Image: Unsplash
Image: Unsplash

Graphic novels don’t receive the recognition they deserve

Graphic novels are to literature what hip-hop is to music and abstractionism is to art: they all attract snobbery to the extent that they are precariously contained within their ‘umbrella’ discipline. With the quantity of pictures typically outnumbering the word count, it is unsurprising that the literary status of graphic novels is often called into question. They are frequently deemed less intellectually stimulating and therefore unworthy of the esteem implied by the term ‘literature’. I believe that the hostility directed towards graphic novels is unwarranted and as a genre they deserve recognition as ‘real’ literature.

A quick browse of the Waterstones website reveals a graphic novel adaptation of Margaret Atwood’s The Handmaid’s Tale available for pre-order. I was initially dubious as to what this visual reinvention could possibly add to an already striking dystopian narrative, but, on reflection, I realised that the literary value of a graphic adaptation does not have to lie solely in innovation.

Recreating the novel in a visual format will inevitably heighten the accessibility of a story that holds so much modern importance

Though the cynic in me is certain that profitability was the true motive behind its publication, the re-release will at the very least aid the distribution of Atwood’s prophetic story. Recreating the novel in a visual format will inevitably heighten the accessibility of a story that holds so much modern importance, raising awareness of the prevalent threat of theocracy. Atwood’s political motive is therefore preserved through its reinvention as a graphic novel, and so the new, graphic format of The Handmaid’s Tale should not be considered as demeaning, but as popularising, which is especially important for a book with such political relevance.
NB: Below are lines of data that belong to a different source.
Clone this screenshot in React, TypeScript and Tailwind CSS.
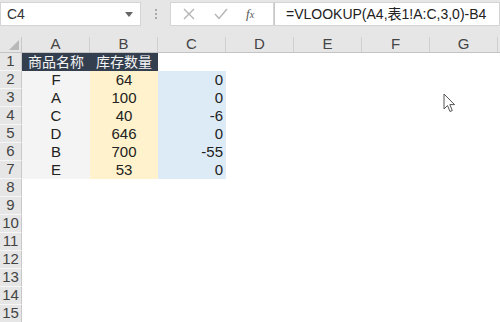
const font = { fontFamily: '"Liberation Sans", "Noto Sans CJK SC", sans-serif' };

const cols = ["A", "B", "C", "D", "E", "F", "G"];

const rows: Array<{ a: string; b: string; c: string }> = [
  { a: "F", b: "64", c: "0" },
  { a: "A", b: "100", c: "0" },
  { a: "C", b: "40", c: "-6" },
  { a: "D", b: "646", c: "0" },
  { a: "B", b: "700", c: "-55" },
  { a: "E", b: "53", c: "0" },
];

function RowHead({ n }: { n: number }) {
  return (
    <div className="h-[18px] w-[22px] shrink-0 bg-[#e6e6e6] border-b border-[#f6f6f6] border-r border-r-[#c8c8c8] flex items-center justify-center text-[15px] text-[#444]">
      {n}
    </div>
  );
}

function Cursor() {
  return (
    <svg
      className="absolute left-[443px] top-[93px]"
      width="14"
      height="22"
      viewBox="0 0 14 22"
    >
      <path
        d="M1 1 L1 16 L4.5 12.5 L7 18.5 L9.3 17.5 L6.8 11.6 L11.5 11.6 Z"
        fill="#fff"
        stroke="#555"
        strokeWidth="1"
        strokeLinejoin="round"
      />
    </svg>
  );
}

export default function App() {
  return (
    <div className="relative w-[500px] h-[322px] overflow-hidden bg-white" style={font}>
      {/* formula bar */}
      <div className="h-[37px] bg-[#e6e6e6] pt-[2px] flex items-start">
        <div className="w-[141px] h-[24px] bg-white border border-[#d4d4d4] flex items-center justify-between pl-[6px] pr-[7px]">
          <span className="text-[14px] text-[#333]">C4</span>
          <svg width="8" height="5" viewBox="0 0 8 5">
            <path d="M0 0 L8 0 L4 5 Z" fill="#666" />
          </svg>
        </div>
        <div className="w-[29px] h-[24px] flex flex-col items-center justify-center gap-[2px]">
          <span className="w-[2px] h-[2px] bg-[#a8a8a8]" />
          <span className="w-[2px] h-[2px] bg-[#a8a8a8]" />
          <span className="w-[2px] h-[2px] bg-[#a8a8a8]" />
        </div>
        <div className="w-[104px] h-[24px] bg-white border border-[#d4d4d4] flex items-center pl-[12px]">
          <svg width="12" height="12" viewBox="0 0 12 12">
            <path d="M1 1 L11 11 M11 1 L1 11" stroke="#b4b4b4" strokeWidth="1.4" />
          </svg>
          <svg className="ml-[19px]" width="14" height="12" viewBox="0 0 14 12">
            <path d="M1 6 L5 10.5 L13 1" stroke="#b4b4b4" strokeWidth="1.4" fill="none" />
          </svg>
          <span className="ml-[18px] text-[13px] italic text-[#555]" style={{ fontFamily: '"Liberation Serif", serif' }}>
            f<span className="text-[10px]">x</span>
          </span>
        </div>
        <div className="flex-1 h-[24px] bg-white border border-[#d4d4d4] border-l-[#c8c8c8] flex items-center pl-[11px] text-[14px] text-[#222]">
          =VLOOKUP(A4,表1!A:C,3,0)-B4
        </div>
      </div>

      {/* column headers */}
      <div className="flex h-[16px] bg-[#e6e6e6] border-b border-[#c4c4c4]">
        <div className="w-[22px] shrink-0 border-r border-[#c8c8c8] relative">
          <svg className="absolute right-[2px] bottom-[2px]" width="10" height="10" viewBox="0 0 10 10">
            <path d="M10 0 L10 10 L0 10 Z" fill="#b8b8b8" />
          </svg>
        </div>
        {cols.map((c) => (
          <div
            key={c}
            className="w-[68px] shrink-0 border-r border-[#cfcfcf] flex items-center justify-center text-[15px] text-[#444]"
          >
            {c}
          </div>
        ))}
      </div>

      {/* grid */}
      <div className="flex flex-col">
        <div className="flex">
          <RowHead n={1} />
          <div className="w-[68px] h-[18px] bg-[#333f4f] text-[#f4f4f4] text-[14px] flex items-center justify-center">
            商品名称
          </div>
          <div className="w-[68px] h-[18px] bg-[#333f4f] text-[#f4f4f4] text-[14px] flex items-center justify-center">
            库存数量
          </div>
        </div>
        {rows.map((r, i) => (
          <div key={i} className="flex">
            <RowHead n={i + 2} />
            <div className="w-[68px] h-[18px] bg-[#f4f4f4] text-[15px] text-[#222] flex items-center justify-center">
              {r.a}
            </div>
            <div className="w-[68px] h-[18px] bg-[#fff2cc] text-[15px] text-[#222] flex items-center justify-center">
              {r.b}
            </div>
            <div className="w-[68px] h-[18px] bg-[#ddebf7] text-[15px] text-[#222] flex items-center justify-end pr-[3px]">
              {r.c}
            </div>
          </div>
        ))}
        {[8, 9, 10, 11, 12, 13, 14, 15].map((n) => (
          <div key={n} className="flex">
            <RowHead n={n} />
          </div>
        ))}
      </div>

      <Cursor />
    </div>
  );
}
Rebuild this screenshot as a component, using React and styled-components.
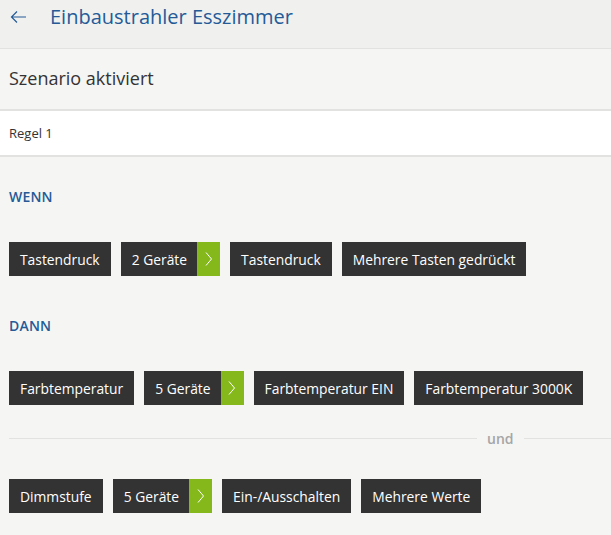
import React from 'react';
import styled, { createGlobalStyle } from 'styled-components';

const Global = createGlobalStyle`
  body {
    margin: 0;
    background: #f5f5f4;
    font-family: 'Open Sans', 'Noto Sans', sans-serif;
  }
`

const Page = styled.div`
  width: 611px;
  min-height: 535px;
  background: #f5f5f4;
  overflow: hidden;
`

const Header = styled.div`
  height: 49px;
  background: #f0f0ef;
  border-bottom: 1px solid #e2e2e1;
  display: flex;
  align-items: center;
  padding-bottom: 15px;
  box-sizing: border-box;
  padding-left: 10px;
`

const Back = styled.button`
  background: none;
  border: none;
  padding: 0;
  width: 17px;
  height: 14px;
  display: flex;
  margin-right: 23px;
  cursor: pointer;
`

const Title = styled.h1`
  margin: 0;
  font-size: 20px;
  font-weight: 400;
  color: #245b97;
  line-height: 28px;
`

const Status = styled.div`
  height: 62px;
  border-bottom: 2px solid #e2e2e1;
  display: flex;
  align-items: center;
  padding-left: 9px;
  font-size: 18px;
  color: #333;
  box-sizing: border-box;
  padding-bottom: 2px;
`

const Rule = styled.div`
  height: 46px;
  background: #fff;
  border-bottom: 2px solid #e2e2e1;
  display: flex;
  align-items: center;
  padding-left: 9px;
  font-size: 13px;
  color: #333;
  box-sizing: border-box;
`

const Content = styled.div`
  padding: 0 0 0 9px;
`

const Label = styled.div`
  font-size: 14px;
  line-height: 20px;
  font-weight: 600;
  color: #245b97;
  margin-top: ${p => p.top}px;
  letter-spacing: 0.2px;
`

const Chips = styled.div`
  display: flex;
  gap: 10px;
  margin-top: ${p => p.top}px;
`

const Chip = styled.div`
  height: 34px;
  background: #333333;
  color: #fff;
  font-size: 13.85px;
  display: flex;
  align-items: center;
  padding-left: 11px;
  padding-right: ${p => (p.more ? 0 : 11)}px;
`

const Arrow = styled.div`
  width: 23px;
  height: 34px;
  background: #84b81b;
  margin-left: 10px;
  display: flex;
  align-items: center;
  justify-content: center;
`

const Divider = styled.div`
  display: flex;
  align-items: center;
  margin-top: 24px;
  height: 18px;
  span {
    color: #a6a6a6;
    font-size: 14px;
    font-weight: 600;
    padding: 0 10px;
  }
  &::before, &::after {
    content: '';
    height: 1px;
    background: #e2e2e1;
    flex: 1;
  }
  &::before { flex: 0 0 468px; }
`

function Chevron() {
  return (
    <svg width="8" height="14" viewBox="0 0 8 14">
      <path d="M1 0.5 L6.5 7 L1 13.5" fill="none" stroke="#fff" strokeWidth="1" />
    </svg>
  );
}

function Button({ text, more }) {
  return (
    <Chip more={more}>
      {text}
      {more && <Arrow><Chevron /></Arrow>}
    </Chip>
  );
}

export default function App() {
  return (
    <Page>
      <Global />
      <Header>
        <Back aria-label="Zurück">
          <svg width="17" height="14" viewBox="0 0 17 14">
            <path d="M16 7 H1.5 M7 1.5 L1.5 7 L7 12.5" fill="none" stroke="#245b97" strokeWidth="1.2" />
          </svg>
        </Back>
        <Title>Einbaustrahler Esszimmer</Title>
      </Header>
      <Status>Szenario aktiviert</Status>
      <Rule>Regel 1</Rule>
      <Content>
        <Label top={30}>WENN</Label>
        <Chips top={35}>
          <Button text="Tastendruck" />
          <Button text="2 Geräte" more />
          <Button text="Tastendruck" />
          <Button text="Mehrere Tasten gedrückt" />
        </Chips>
        <Label top={40}>DANN</Label>
        <Chips top={35}>
          <Button text="Farbtemperatur" />
          <Button text="5 Geräte" more />
          <Button text="Farbtemperatur EIN" />
          <Button text="Farbtemperatur 3000K" />
        </Chips>
        <Divider><span>und</span></Divider>
        <Chips top={32}>
          <Button text="Dimmstufe" />
          <Button text="5 Geräte" more />
          <Button text="Ein-/Ausschalten" />
          <Button text="Mehrere Werte" />
        </Chips>
      </Content>
    </Page>
  );
}
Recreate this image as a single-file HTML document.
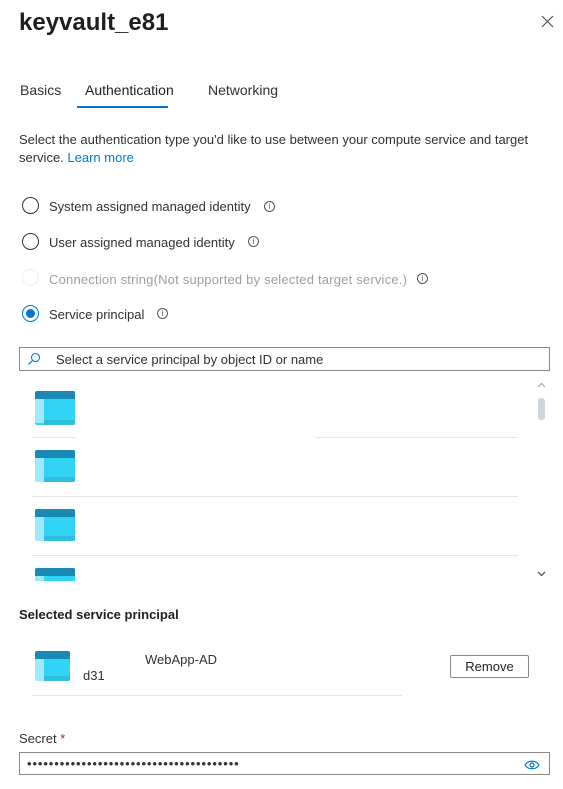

So, this promised, visual edition of The Handmaid’s Tale confirms graphic novels can be politically charged, seemingly aligning their worth with that of traditional novels and drama. Art Spiegelman’s Maus and Marjane Satrapi’s Persepolis prove that graphic novels have a historical value as well. The former captures the terror of Nazism and the atrocities of the Holocaust, becoming the first graphic novel to win a Pulitzer Prize in 1992. This proves that literary accolades are not deemed exclusive for works exceeding a certain word count, elevating graphic novels to the same level of respectability granted to the other works considered for the award. Persepolis documents its author’s experience of the Islamic Revolution, revealing how autobiography is able to transcend traditional literature while sustaining its power.

But perhaps identifying the political and historical worth of graphic novels is missing the point. After all, literature is first and foremost about storytelling, and not all graphic novels are rooted in politics or history. I would argue that the appeal of escapism survives as the primary motive for avid readers, and graphic novels fulfil this expectation, simply popularising paper adventures for a more visually-captivated audience. In this sense, graphic novels serve the same function as ‘traditional’ literature, just with a slightly different execution, incorporating art alongside language. This variation and hybridisation should not be viewed as a cause for condemnation, but for celebration, evidencing the endless creative possibilities offered by literature as an art form.

These possibilities also confirm that as a genre they are capable of displaying as much breadth as drama or the traditional novel

Ultimately, graphic novels satisfy the requirements and expectations of literature. They tell stories and offer entertainment as a means of escapism, with the use of complimenting visuals in addition to language arguably making the reading experience all the more immersive, while also having the potential to serve a political purpose or provide historical insight. As well as proving that graphic novels are able to achieve the same feats as conventional literature, these possibilities also confirm that as a genre they are capable of displaying as much breadth as drama or the traditional novel.

Graphic novels are a relatively underused medium. It is likely that the extent of their expressive power remains untapped. If the success and acclaim of Maus and Persepolis are anything to go by, the genre will likely prove exceptionally fruitful. Literature as a discipline should not be presented as one of exclusivity and tradition, but as one encouraging innovation.